Nebraska’s building landscape will look different as 2026 begins, not through a single sweeping code change, but via a series of policy moves that tighten how rules are written, reviewed, and enforced. For firms that practice across the state’s diverse jurisdictions, the headline is simple: you will see more rigorous rule reviews, clearer procurement options for state projects, and continued pressure to document energy performance. The details matter, because they influence delivery methods, submittals, and the way you model sites, roofs, and terrain from day one.
A new cadence for rulemaking starts January 1, 2026
Under LB660, state agencies must begin a systematic review of all existing and pending rules on January 1, 2026, and repeat that review every five years. The law requires agencies to evaluate whether each rule protects health and safety, whether costs outweigh benefits, and whether less restrictive alternatives exist. Annual progress reports will flow to the Legislature each June. That means construction-facing rules at agencies such as Administrative Services, the State Fire Marshal, and the Department of Water, Energy, and Environment will face regular scrutiny, which can translate into clarifications for permitting, inspection, and state project delivery.
Procurement on state projects: design-build and CM/GC are in play
LB660 also adopted the State Building Construction Alternatives Act. For state buildings overseen by specific “authorized agencies,” the act formally allows design-build and construction manager–general contractor (CM/GC) delivery. CM/GC is limited to projects over 30 million dollars and both delivery methods require an approval process, shortlisting, and best-value evaluation. Agencies must retain a Nebraska-licensed architect or engineer to develop performance criteria, help evaluate proposals, and verify that construction adheres to those criteria. For teams pursuing public work in 2026, this creates a clearer lane to propose schedule-sensitive approaches, provide constructability input earlier, and align life-cycle tradeoffs with the owner’s performance targets.
Timing note. LB660 took effect in 2025, but the mandated five-year rule reviews begin in 2026, so firms should expect updated guidance, templates, and evaluation practices to appear across that calendar year.
Check also: https://topwaynews.com/why-every-business-needs-reliable-cybersecurity-and-it-solutions/
The baseline codes you design to, and how local adoption works
Nebraska’s state building code is set by statute. Today the law adopts the 2018 editions of the International Building Code, International Residential Code, and International Existing Building Code. Local governments can amend within limits, but the state code remains the legal standard for state-owned buildings.
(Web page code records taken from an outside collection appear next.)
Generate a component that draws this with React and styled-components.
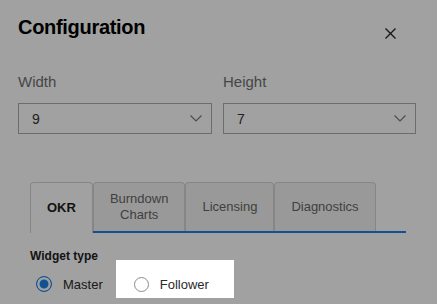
import React, { useState } from 'react';
import styled, { createGlobalStyle } from 'styled-components';

const GlobalStyle = createGlobalStyle`
    html, body {
        margin: 0;
        padding: 0;
        background: #fff;
        font-family: "Liberation Sans", Arial, Helvetica, sans-serif;
    }
    * { box-sizing: border-box; }
`;

const BLUE = '#1f80e4';

const Dialog = styled.div`
    position: relative;
    width: 437px;
    height: 304px;
    overflow: hidden;
    background: #fff;
    padding: 15px 21px 0 18px;
`;

const Header = styled.div`
    display: flex;
    justify-content: space-between;
    align-items: flex-start;
`;

const Title = styled.h2`
    margin: 0;
    font-size: 20px;
    line-height: 24px;
    font-weight: 700;
    letter-spacing: -0.3px;
    color: #000;
`;

const CloseButton = styled.button`
    width: 24px;
    height: 24px;
    margin: 6px 14px 0 0;
    padding: 0;
    border: none;
    background: none;
    display: flex;
    align-items: center;
    justify-content: center;
    cursor: pointer;
`;

const Fields = styled.div`
    display: grid;
    grid-template-columns: 194px 193px;
    column-gap: 11px;
    margin-top: 28px;
`;

const Field = styled.div`
    display: flex;
    flex-direction: column;
`;

const Label = styled.label`
    font-size: 15px;
    line-height: 18px;
    color: #707070;
`;

const SelectBox = styled.div`
    margin-top: 12px;
    height: 31px;
    border: 1px solid #ababab;
    display: flex;
    align-items: center;
    justify-content: space-between;
    padding: 0 9px 0 13px;
    font-size: 14px;
    color: #333;
`;

const TabList = styled.div`
    display: flex;
    align-items: stretch;
    margin: 48px 10px 0 12px;
    height: 51px;
    border-bottom: 2px solid ${BLUE};
`;

const Tab = styled.button`
    flex: none;
    display: flex;
    align-items: center;
    justify-content: center;
    text-align: center;
    padding: 8px 16px;
    margin-bottom: ${p => (p.$active ? '-2px' : '0')};
    border: 1px solid #d4d4d4;
    border-bottom: none;
    border-radius: 4px 4px 0 0;
    background: ${p => (p.$active ? '#fff' : '#f3f3f3')};
    color: ${p => (p.$active ? '#1c1c1c' : '#666')};
    font-family: inherit;
    font-size: 13px;
    line-height: 16px;
    font-weight: ${p => (p.$active ? 700 : 400)};
    cursor: pointer;
`;

const Section = styled.div`
    margin: 16px 0 0 12px;
`;

const SectionTitle = styled.div`
    font-size: 12px;
    line-height: 15px;
    font-weight: 700;
    color: #222;
`;

const RadioRow = styled.div`
    display: flex;
    align-items: center;
    margin: 10px 0 0 6px;
    height: 20px;
`;

const RadioItem = styled.label`
    position: relative;
    display: flex;
    align-items: center;
    gap: 11px;
    font-size: 13px;
    color: #2a2a2a;
    margin-left: ${p => p.$offset || 0}px;
    cursor: pointer;
`;

const Circle = styled.span`
    width: ${p => (p.$checked ? 16 : 15)}px;
    height: ${p => (p.$checked ? 16 : 15)}px;
    border-radius: 50%;
    border: ${p => (p.$checked ? `1.5px solid ${BLUE}` : '1px solid #8c8c8c')};
    background: ${p => (p.$checked ? BLUE : '#fff')};
    box-shadow: ${p => (p.$checked ? 'inset 0 0 0 2.5px #fff' : 'none')};
`;

// tour spotlight: transparent hole, the spread shadow dims the rest of the page
const Spotlight = styled.span`
    position: absolute;
    top: -17px;
    left: -18px;
    right: -25px;
    bottom: -6px;
    z-index: 10;
    pointer-events: none;
    box-shadow: 0 0 0 2000px rgba(0, 0, 0, 0.37);
`;

const Chevron = () => (
    <svg width="12" height="7" viewBox="0 0 12 7">
        <polyline points="0.5,0.5 6,6 11.5,0.5" fill="none" stroke="#7a7a7a" strokeWidth="1.2" />
    </svg>
);

const tabs = ['OKR', 'Burndown Charts', 'Licensing', 'Diagnostics'];

export default function App() {
    const [active, setActive] = useState(0);
    const [type, setType] = useState('master');

    return (
        <Dialog>
            <GlobalStyle />
            <Header>
                <Title>Configuration</Title>
                <CloseButton aria-label="Close">
                    <svg width="11" height="11" viewBox="0 0 11 11">
                        <path d="M0.5 0.5 L10.5 10.5 M10.5 0.5 L0.5 10.5" stroke="#222" strokeWidth="1.3" />
                    </svg>
                </CloseButton>
            </Header>
            <Fields>
                <Field>
                    <Label>Width</Label>
                    <SelectBox>
                        <span>9</span>
                        <Chevron />
                    </SelectBox>
                </Field>
                <Field>
                    <Label>Height</Label>
                    <SelectBox>
                        <span>7</span>
                        <Chevron />
                    </SelectBox>
                </Field>
            </Fields>
            <TabList>
                {tabs.map((t, i) => (
                    <Tab key={t} $active={i === active} onClick={() => setActive(i)}>
                        {t === 'Burndown Charts' ? (
                            <span>
                                Burndown
                                <br />
                                Charts
                            </span>
                        ) : (
                            t
                        )}
                    </Tab>
                ))}
            </TabList>
            <Section>
                <SectionTitle>Widget type</SectionTitle>
                <RadioRow>
                    <RadioItem onClick={() => setType('master')}>
                        <Circle $checked={type === 'master'} />
                        Master
                    </RadioItem>
                    <RadioItem $offset={31} onClick={() => setType('follower')}>
                        <Circle $checked={type === 'follower'} />
                        Follower
                        <Spotlight />
                    </RadioItem>
                </RadioRow>
            </Section>
        </Dialog>
    );
}
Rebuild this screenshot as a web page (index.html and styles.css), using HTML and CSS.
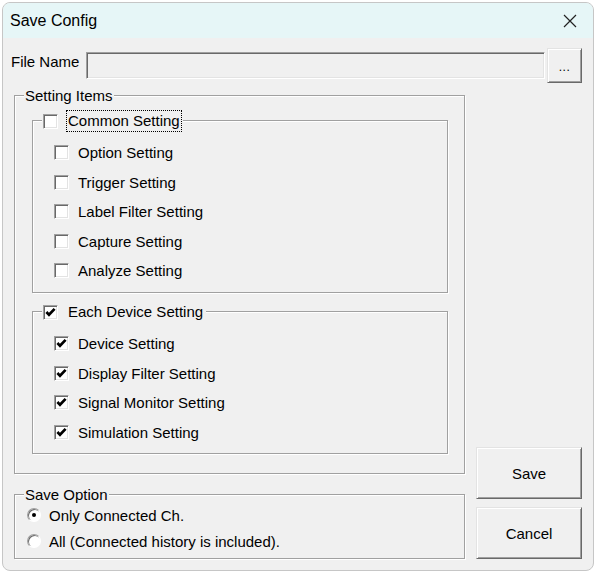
FILE: index.html
```html
<!DOCTYPE html>
<html>
<head>
<meta charset="utf-8">
<title>Save Config</title>
<link rel="stylesheet" href="styles.css">
</head>
<body>
<div class="window">
  <div class="titlebar">
    <span class="title">Save Config</span>
    <svg class="close" width="14" height="14" viewBox="0 0 14 14"><path d="M1 1L13 13M13 1L1 13" stroke="#222" stroke-width="1.2" fill="none"/></svg>
  </div>
  <div class="body">
    <div class="file-row">
      <span class="file-label">File Name</span>
      <div class="textbox"></div>
      <button class="btn browse">...</button>
    </div>
    <div class="main">
      <div class="left">
        <div class="group setting-items">
          <div class="legend">Setting Items</div>
          <div class="group sub">
            <div class="legend sub-legend">
              <span class="cb"></span>
              <span class="focus">Common Setting</span>
            </div>
            <div class="items common-items">
              <div class="row"><span class="cb"></span><span>Option Setting</span></div>
              <div class="row"><span class="cb"></span><span>Trigger Setting</span></div>
              <div class="row"><span class="cb"></span><span>Label Filter Setting</span></div>
              <div class="row"><span class="cb"></span><span>Capture Setting</span></div>
              <div class="row"><span class="cb"></span><span>Analyze Setting</span></div>
            </div>
          </div>
          <div class="group sub device">
            <div class="legend sub-legend">
              <span class="cb"><svg viewBox="0 0 13 13" width="13" height="13"><path d="M2.4 6L5 8.8L10.6 2.9" stroke="#000" stroke-width="2.7" fill="none"/></svg></span>
              <span class="focus nofocus">Each Device Setting</span>
            </div>
            <div class="items">
              <div class="row"><span class="cb"><svg viewBox="0 0 13 13" width="13" height="13"><path d="M2.4 6L5 8.8L10.6 2.9" stroke="#000" stroke-width="2.7" fill="none"/></svg></span><span>Device Setting</span></div>
              <div class="row"><span class="cb"><svg viewBox="0 0 13 13" width="13" height="13"><path d="M2.4 6L5 8.8L10.6 2.9" stroke="#000" stroke-width="2.7" fill="none"/></svg></span><span>Display Filter Setting</span></div>
              <div class="row"><span class="cb"><svg viewBox="0 0 13 13" width="13" height="13"><path d="M2.4 6L5 8.8L10.6 2.9" stroke="#000" stroke-width="2.7" fill="none"/></svg></span><span>Signal Monitor Setting</span></div>
              <div class="row"><span class="cb"><svg viewBox="0 0 13 13" width="13" height="13"><path d="M2.4 6L5 8.8L10.6 2.9" stroke="#000" stroke-width="2.7" fill="none"/></svg></span><span>Simulation Setting</span></div>
            </div>
          </div>
        </div>
        <div class="group save-option">
          <div class="legend">Save Option</div>
          <div class="radios">
            <div class="rrow"><span class="radio on"></span><span>Only Connected Ch.</span></div>
            <div class="rrow"><span class="radio"></span><span>All (Connected history is included).</span></div>
          </div>
        </div>
      </div>
      <div class="right">
        <button class="btn big">Save</button>
        <button class="btn big">Cancel</button>
      </div>
    </div>
  </div>
</div>
</body>
</html>
```

FILE: styles.css
```css
* { box-sizing: border-box; }
html, body { margin: 0; padding: 0; background: #fff; }
body {
  font-family: "Liberation Sans", Arial, sans-serif;
  font-size: 15px;
  color: #000;
}
.window {
  margin: 2px 0 0 2px;
  width: 592px;
  height: 569px;
  border: 1px solid #c6c6c6;
  border-radius: 8px;
  overflow: hidden;
  background: #f0f0f0;
  display: flex;
  flex-direction: column;
}
.titlebar {
  height: 35px;
  flex: none;
  background: #e6f6f7;
  display: flex;
  align-items: center;
  justify-content: space-between;
  padding: 0 16px 0 7px;
}
.title { font-size: 16px; line-height: 18px; padding-top: 1px; }
.close { display: block; }
.body {
  flex: 1;
  padding: 10px 11px 11px 8px;
  display: flex;
  flex-direction: column;
}
.file-row { display: flex; align-items: center; height: 35px; }
.file-label { width: 75px; flex: none; padding-bottom: 8px; }
.textbox {
  flex: 1;
  height: 27px;
  background: #f0f0f0;
  border: 1px solid;
  border-color: #a0a0a0 #fff #fff #a0a0a0;
  box-shadow: inset 1px 1px #696969, inset -1px -1px #e3e3e3;
}
.btn {
  font: inherit;
  color: #000;
  background: #f0f0f0;
  border: 1px solid;
  border-color: #e3e3e3 #696969 #696969 #e3e3e3;
  box-shadow: inset 1px 1px #fff, inset -1px -1px #a0a0a0;
  padding: 0;
  margin: 0;
}
.browse {
  width: 35px;
  height: 35px;
  margin-left: 2px;
  font-size: 12px;
  padding-top: 3px;
  letter-spacing: 0.5px;
}
.main {
  margin: 12px 0 0 3px;
  display: grid;
  grid-template-columns: 451px 106px;
  column-gap: 11px;
}
.group {
  border: 1px solid #a0a0a0;
  box-shadow: inset 1px 1px #fff, 1px 1px #fff;
}
.legend {
  width: fit-content;
  background: #f0f0f0;
  display: flex;
  align-items: center;
  height: 17px;
  line-height: 17px;
  margin: -9px 0 0 9px;
  padding: 0 1px;
}
.setting-items { padding-bottom: 19px; }
.sub { margin: 16px 16px 0 17px; }
.sub.device { margin-top: 18px; }
.sub-legend { height: 22px; margin-top: -11px; gap: 8px; }
.focus {
  border: 1px dotted #000;
  padding: 0 1px;
  line-height: 20px;
}
.focus.nofocus { border-color: transparent; }
.items { padding: 6px 0 6px 21px; }
.common-items { padding-bottom: 6.5px; }
.row { display: flex; align-items: center; height: 29.5px; gap: 9px; }
.cb {
  width: 15px;
  height: 15px;
  flex: none;
  display: block;
  background: #fff;
  border: 1px solid;
  border-color: #a0a0a0 #fff #fff #a0a0a0;
  box-shadow: inset 1px 1px #696969, inset -1px -1px #e3e3e3;
}
.cb svg { display: block; }
.save-option { margin-top: 20px; padding-bottom: 5px; }
.radios { display: flex; flex-direction: column; gap: 2px; padding-left: 12px; }
.rrow { display: flex; align-items: center; height: 24px; gap: 8px; }
.radio {
  width: 14px;
  height: 14px;
  flex: none;
  border-radius: 50%;
  background: #fff;
  border: 1px solid;
  border-color: #a0a0a0 #fff #fff #a0a0a0;
  box-shadow: inset 1px 1px #696969;
  display: flex;
  align-items: center;
  justify-content: center;
}
.radio.on::after {
  content: "";
  width: 4px;
  height: 4px;
  border-radius: 50%;
  background: #000;
}
.right {
  display: flex;
  flex-direction: column;
  justify-content: flex-end;
  gap: 8px;
}
.big { width: 106px; height: 52px; }
```
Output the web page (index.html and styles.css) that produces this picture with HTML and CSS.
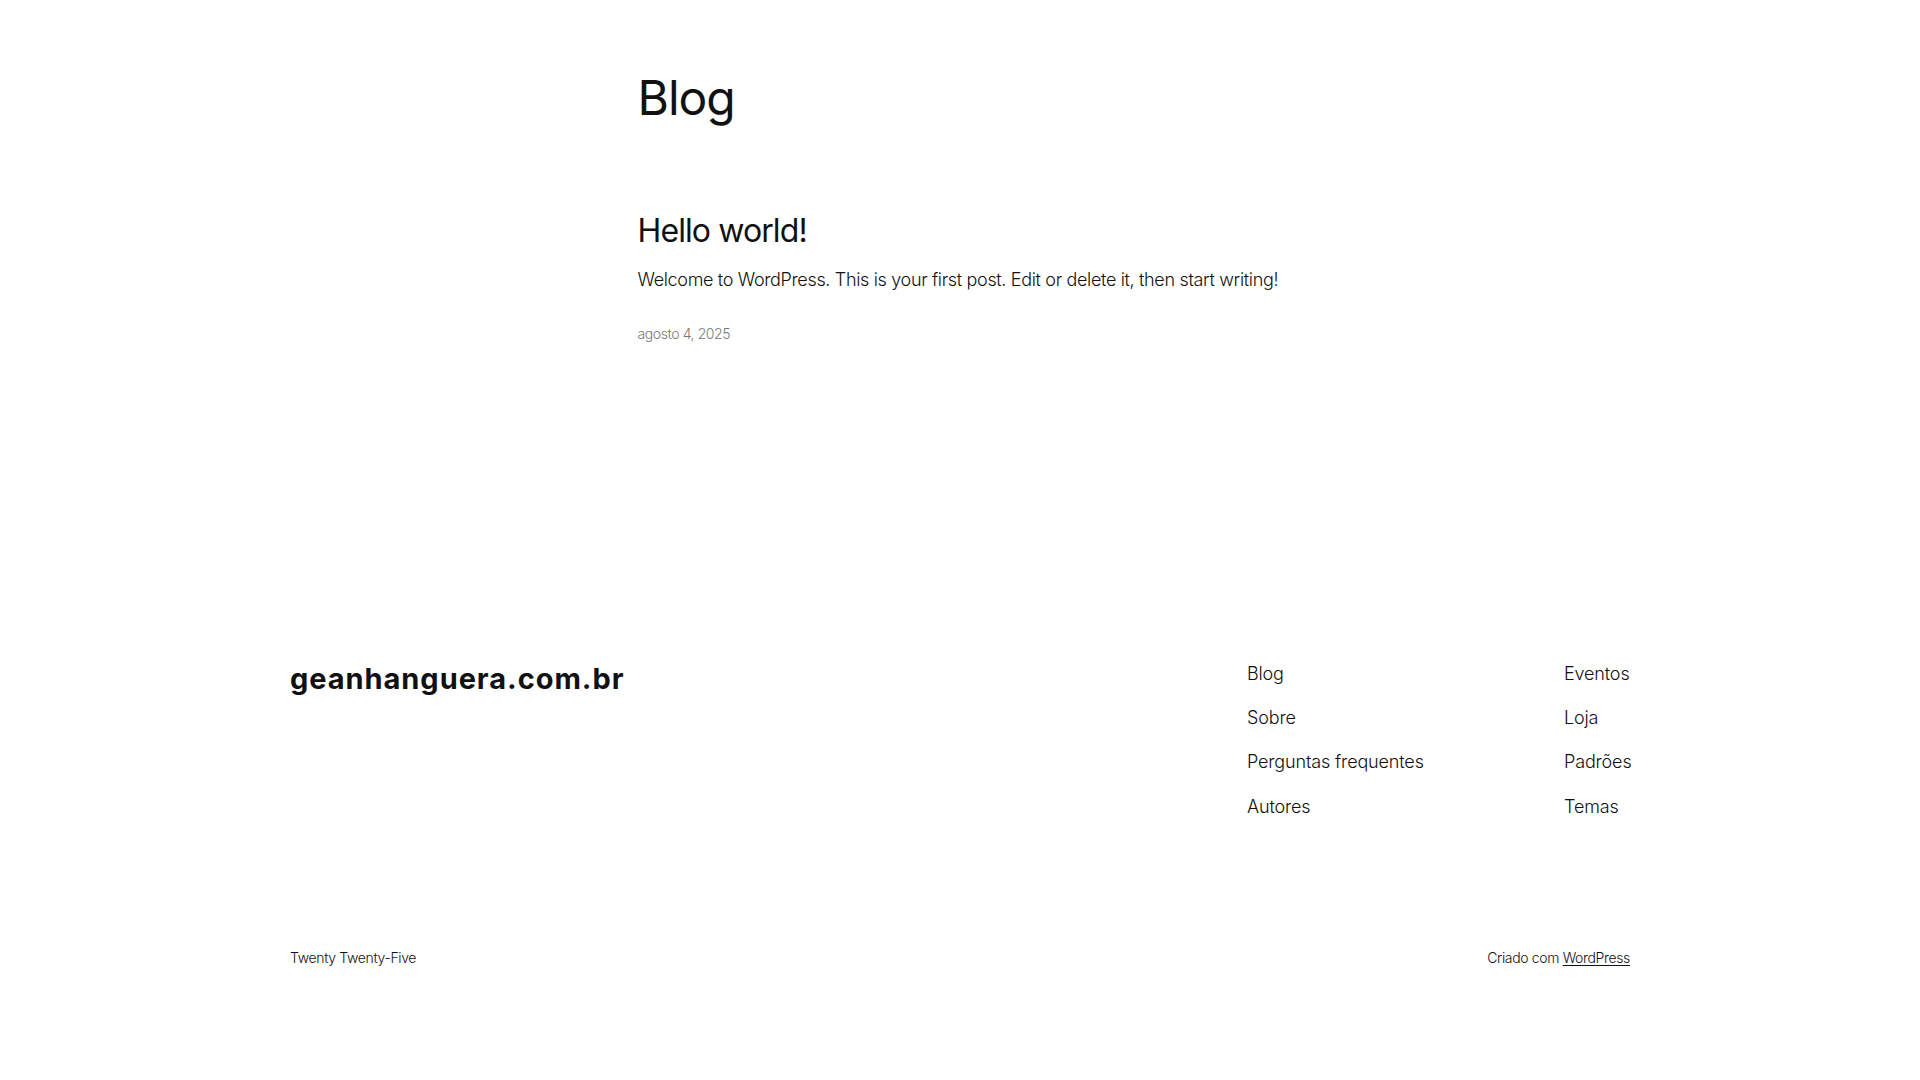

Local adoption is not optional or open-ended. By statute, if a county, city, or village fails to adopt a construction code that “conforms generally” to the state building code within two years of a state update, then the state building code applies in that jurisdiction. The statute also calls out minimum standards for radon-resistant new construction as a component local codes must include. For designers, this two-year backstop reduces ambiguity when crossing city limits, because the state standard fills any gaps.
Energy performance: what is in force and what may evolve
Nebraska’s energy code is statewide and references the 2018 International Energy Conservation Code (IECC), effective July 1, 2020. Local jurisdictions must adopt the Nebraska Energy Code or a code at least as efficient.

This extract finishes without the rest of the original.